"For myself, I always write about Dublin, because if I can get to the heart of Dublin I can get to the heart of all the cities of the world. In the particular is contained the universal."James Joyce (1882-1941)
Showing posts with label Poetry. Show all posts
Showing posts with label Poetry. Show all posts

Wednesday, November 11, 2015

WWI Armistice Day: Recalling the Exploits of the Fighting Irish

The First World War formally ended on this day in 1918. The armistice that ended hostilities came into effect 'on the eleventh hour of the eleventh day of the eleventh month'.

All told, 16 million (counting combatants and civilians) are believed to have perished in what has gone done in history as one of the deadliest human conflicts and, at the time, no doubt the deadliest. The map of Europe was completely redrawn and the world was altered completely by the outcome of the war.

Ireland has its own experience and legacy arising out of the conflict into which it was drawn, even though it was not an independent country at the time.

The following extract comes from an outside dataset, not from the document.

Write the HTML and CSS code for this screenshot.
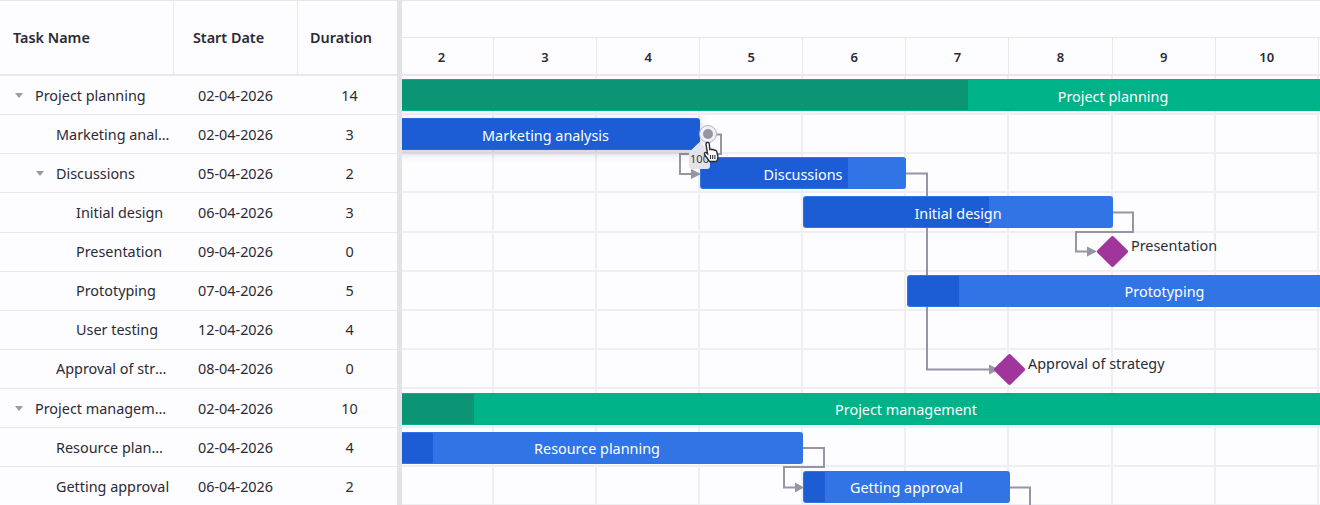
FILE: index.html
```html
<!DOCTYPE html>
<html lang="en">
<head>
<meta charset="utf-8">
<title>Gantt</title>
<link rel="stylesheet" href="styles.css">
</head>
<body>
<div class="gantt">
  <section class="grid">
    <div class="grid-head">
      <div class="th th-name">Task Name</div>
      <div class="th th-date">Start Date</div>
      <div class="th th-dur">Duration</div>
    </div>
    <div class="row"><div class="c-name l0"><span class="caret"></span><span class="txt">Project planning</span></div><div class="c-date">02-04-2026</div><div class="c-dur">14</div></div>
    <div class="row"><div class="c-name l1"><span class="txt">Marketing analysis</span></div><div class="c-date">02-04-2026</div><div class="c-dur">3</div></div>
    <div class="row"><div class="c-name l1c"><span class="caret"></span><span class="txt">Discussions</span></div><div class="c-date">05-04-2026</div><div class="c-dur">2</div></div>
    <div class="row"><div class="c-name l2"><span class="txt">Initial design</span></div><div class="c-date">06-04-2026</div><div class="c-dur">3</div></div>
    <div class="row"><div class="c-name l2"><span class="txt">Presentation</span></div><div class="c-date">09-04-2026</div><div class="c-dur">0</div></div>
    <div class="row"><div class="c-name l2"><span class="txt">Prototyping</span></div><div class="c-date">07-04-2026</div><div class="c-dur">5</div></div>
    <div class="row"><div class="c-name l2"><span class="txt">User testing</span></div><div class="c-date">12-04-2026</div><div class="c-dur">4</div></div>
    <div class="row"><div class="c-name l1"><span class="txt">Approval of strategy</span></div><div class="c-date">08-04-2026</div><div class="c-dur">0</div></div>
    <div class="row"><div class="c-name l0"><span class="caret"></span><span class="txt">Project management</span></div><div class="c-date">02-04-2026</div><div class="c-dur">10</div></div>
    <div class="row"><div class="c-name l1"><span class="txt">Resource planning</span></div><div class="c-date">02-04-2026</div><div class="c-dur">4</div></div>
    <div class="row"><div class="c-name l1"><span class="txt">Getting approval</span></div><div class="c-date">06-04-2026</div><div class="c-dur">2</div></div>
  </section>
  <div class="splitter"></div>
  <section class="chart">
    <div class="tl-top"></div>
    <div class="tl-days">
      <div class="day day-first">2</div><div class="day">3</div><div class="day">4</div><div class="day">5</div><div class="day">6</div><div class="day">7</div><div class="day">8</div><div class="day">9</div><div class="day">10</div>
    </div>
    <div class="canvas">
      <div class="vlines"><i class="vl-first"></i><i></i><i></i><i></i><i></i><i></i><i></i><i></i><i></i></div>
      <div class="hlines"><i></i><i></i><i></i><i></i><i></i><i></i><i></i><i></i><i></i><i></i><i></i></div>

      <svg class="links" width="918" height="429" viewBox="0 0 918 429" aria-hidden="true">
        <g class="link">
          <path d="M298 58.500H319V78H278V98H290"/>
          <path d="M504 97.500H525V293.500H588"/>
          <path d="M710 136.500H731V156H674V175.500H688"/>
          <path d="M401 372H422V391H382V411.500H394"/>
          <path d="M607 411.500H628V429"/>
        </g>
        <g class="arrow">
          <path d="M289 93L299 98L289 103Z"/>
          <path d="M587 288.500L597 293.500L587 298.500Z"/>
          <path d="M685 170.500L695 175.500L685 180.500Z"/>
          <path d="M393 406.500L402 411.500L393 416.500Z"/>
        </g>
      </svg>

      <div class="bar sum b1"><div class="prog"></div><span class="lbl">Project planning</span></div>
      <div class="bar task sel b2"><div class="prog full"></div><span class="lbl">Marketing analysis</span></div>
      <div class="bar task b3"><div class="prog"></div><span class="lbl">Discussions</span></div>
      <div class="bar task b4"><div class="prog"></div><span class="lbl">Initial design</span></div>
      <div class="bar task b5"><div class="prog"></div><span class="lbl">Prototyping</span></div>
      <div class="bar sum b6"><div class="prog"></div><span class="lbl">Project management</span></div>
      <div class="bar task b7"><div class="prog"></div><span class="lbl">Resource planning</span></div>
      <div class="bar task b8"><div class="prog"></div><span class="lbl">Getting approval</span></div>

      <div class="diamond d1"></div><span class="mlabel m1">Presentation</span>
      <div class="diamond d2"></div><span class="mlabel m2">Approval of strategy</span>

      <div class="tip">100</div>
      <div class="handle"><span></span></div>
      <svg class="cursor" width="20" height="22" viewBox="0 0 20 22" aria-hidden="true">
        <path d="M5 1.500C6.200 1 7.200 1.800 7.300 3L7.800 8.500C8.600 8 9.600 8 10 8.800C10.800 8.200 11.900 8.400 12.300 9.300C13.200 8.900 14.300 9.300 14.600 10.300L15.800 15C16.200 17 15.500 19 14.500 20.500H7.500L2.500 13.500C1.800 12.300 3 11 4.300 11.700L5.600 12.800L4 3.300C3.900 2.500 4.300 1.800 5 1.500Z" fill="#fff" stroke="#2b2b33" stroke-width="1.400"/>
        <path d="M8.500 14V18M10.700 14V18M12.900 14V18" stroke="#2b2b33" stroke-width="1.100"/>
      </svg>
    </div>
  </section>
</div>
</body>
</html>
```
FILE: styles.css
```css
* { box-sizing: border-box; }
html, body { margin: 0; height: 505px; overflow: hidden; background: #fdfcff; }
body { font-family: "Noto Sans", "Open Sans", sans-serif; font-size: 14.400px; color: #2b2b35; }
.gantt { display: flex; width: 1320px; height: 505px; overflow: hidden; border-top: 1px solid #e6e5ea; }

.grid { width: 397px; flex: none; }
.grid-head { display: flex; height: 75px; border-bottom: 2px solid #e8e7ec; }
.th { display: flex; align-items: center; font-weight: 600; font-size: 14.400px; color: #2b2b35; }
.th-name { width: 174px; padding-left: 13px; border-right: 1px solid #e8e7ec; }
.th-date { width: 124px; justify-content: center; border-right: 1px solid #e8e7ec; padding-right: 14px; }
.th-dur { flex: 1; justify-content: center; padding-right: 13px; }

.row { display: flex; align-items: center; height: 39.130px; border-bottom: 1.500px solid #e8e7ec; }
.c-name { width: 174px; display: flex; align-items: center; min-width: 0; }
.txt { white-space: nowrap; overflow: hidden; text-overflow: ellipsis; min-width: 0; }
.l0 { padding-left: 15px; padding-right: 5px; }
.l1 { padding-left: 56px; padding-right: 4px; }
.l1c { padding-left: 36px; padding-right: 5px; }
.l2 { padding-left: 76px; padding-right: 5px; }
.caret { flex: none; width: 0; height: 0; margin-right: 12px; border-left: 4.500px solid transparent; border-right: 4.500px solid transparent; border-top: 5px solid #9a99a6; }
.c-date { width: 124px; text-align: center; padding-right: 1px; }
.c-dur { flex: 1; text-align: center; padding-left: 4px; }

.splitter { width: 5px; flex: none; background: #e3e2e7; }

.chart { flex: 1; min-width: 0; display: flex; flex-direction: column; overflow: hidden; }
.tl-top { height: 37px; flex: none; border-bottom: 1px solid #e8e7ec; }
.tl-days { height: 38px; flex: none; display: flex; border-bottom: 2px solid #e8e7ec; }
.day { width: 103.100px; flex: none; display: flex; align-items: center; justify-content: center; font-size: 13px; font-weight: 600; border-right: 1px solid #e8e7ec; padding-top: 1px; }
.day-first { width: 92px; padding-right: 12px; }

.canvas { position: relative; flex: 1; min-height: 0; }
.vlines { position: absolute; inset: 0; display: flex; }
.vlines i { width: 103.100px; flex: none; border-right: 2px solid #efeef2; }
.vlines .vl-first { width: 92px; }
.hlines { position: absolute; inset: 0; }
.hlines i { display: block; height: 39.130px; border-bottom: 2px solid #efeef2; }

.links { position: absolute; left: 0; top: 0; overflow: visible; }
.link path { fill: none; stroke: #9695a3; stroke-width: 2; }
.arrow path { fill: #9695a3; }

.bar { position: absolute; height: 32px; border-radius: 3px; overflow: hidden; display: flex; align-items: center; justify-content: center; color: #fff; font-size: 14.400px; }
.lbl { position: relative; white-space: nowrap; }
.prog { position: absolute; left: 1px; top: 1px; bottom: 1px; border-radius: 2px 0 0 2px; }
.prog.full { width: calc(100% - 1px); }
.sum { background: #00b288; border-radius: 0; }
.sum .prog { background: #0c9574; left: 0; border-radius: 0; }
.task { background: #3074e6; }
.task .prog { background: #1c5dd6; }
.sel { background: #2a68dd; box-shadow: 0 3px 8px rgba(60, 60, 80, 0.25); overflow: visible; }
.sel .prog { border-radius: 0 3px 3px 0; }

.b1 { left: 0; top: 3px; width: 918px; }
.b1 .prog { width: 566px; }
.b1 .lbl { left: 252px; top: 1px; }
.b2 { left: -11px; top: 42px; width: 309px; border-radius: 0 3px 3px 0; }
.b2 .lbl { top: 1px; }
.b3 { left: 298px; top: 81px; width: 206px; }
.b3 .prog { width: 147px; }
.b3 .lbl { top: 1px; }
.b4 { left: 401px; top: 120px; width: 310px; }
.b4 .prog { width: 185px; }
.b4 .lbl { top: 1px; }
.b5 { left: 505px; top: 199px; width: 413px; border-radius: 3px 0 0 3px; }
.b5 .prog { width: 51px; }
.b5 .lbl { left: 51px; }
.b6 { left: 0; top: 317px; width: 918px; }
.b6 .prog { width: 72px; }
.b6 .lbl { left: 45px; }
.b7 { left: -11px; top: 356px; width: 412px; border-radius: 0 3px 3px 0; }
.b7 .prog { width: 41px; }
.b8 { left: 401px; top: 395px; width: 207px; }
.b8 .prog { width: 21px; }

.diamond { position: absolute; width: 23px; height: 23px; background: #a0359c; transform: rotate(45deg); border-radius: 2px; }
.d1 { left: 699px; top: 164px; }
.d2 { left: 596px; top: 282px; }
.mlabel { position: absolute; white-space: nowrap; line-height: 20px; }
.m1 { left: 729px; top: 160px; }
.m2 { left: 626px; top: 278px; }

.handle { position: absolute; left: 297px; top: 49px; width: 18px; height: 18px; border-radius: 50%; background: #f1f0f4; border: 1px solid #b5b4bd; display: flex; align-items: center; justify-content: center; }
.handle span { width: 10px; height: 10px; border-radius: 50%; background: #9695a3; }
.tip { position: absolute; z-index: 0; left: 287px; top: 75px; width: 21px; height: 18px; background: #e4e3ea; border-radius: 3px; font-size: 11px; line-height: 16px; text-align: center; color: #3a3a44; white-space: nowrap; }
.tip::before { content: ""; position: absolute; left: 3px; top: -6px; width: 15px; height: 15px; background: #e4e3ea; transform: rotate(45deg); z-index: -1; }
.cursor { position: absolute; left: 300px; top: 65px; }
```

Indeed, the emergence of an independent Irish state was in no small part an outcome of the war: the Easter Rising of 1916 can seen as one small but important chapter of that war.

Conflicting emotions surrounding participation in World War I, as felt by many Irish people both then and now, are touched upon here in a poem by Joe Canning entitled, Once in a Dublin Bar Room, which we are reproducing here with the kind permission of the author.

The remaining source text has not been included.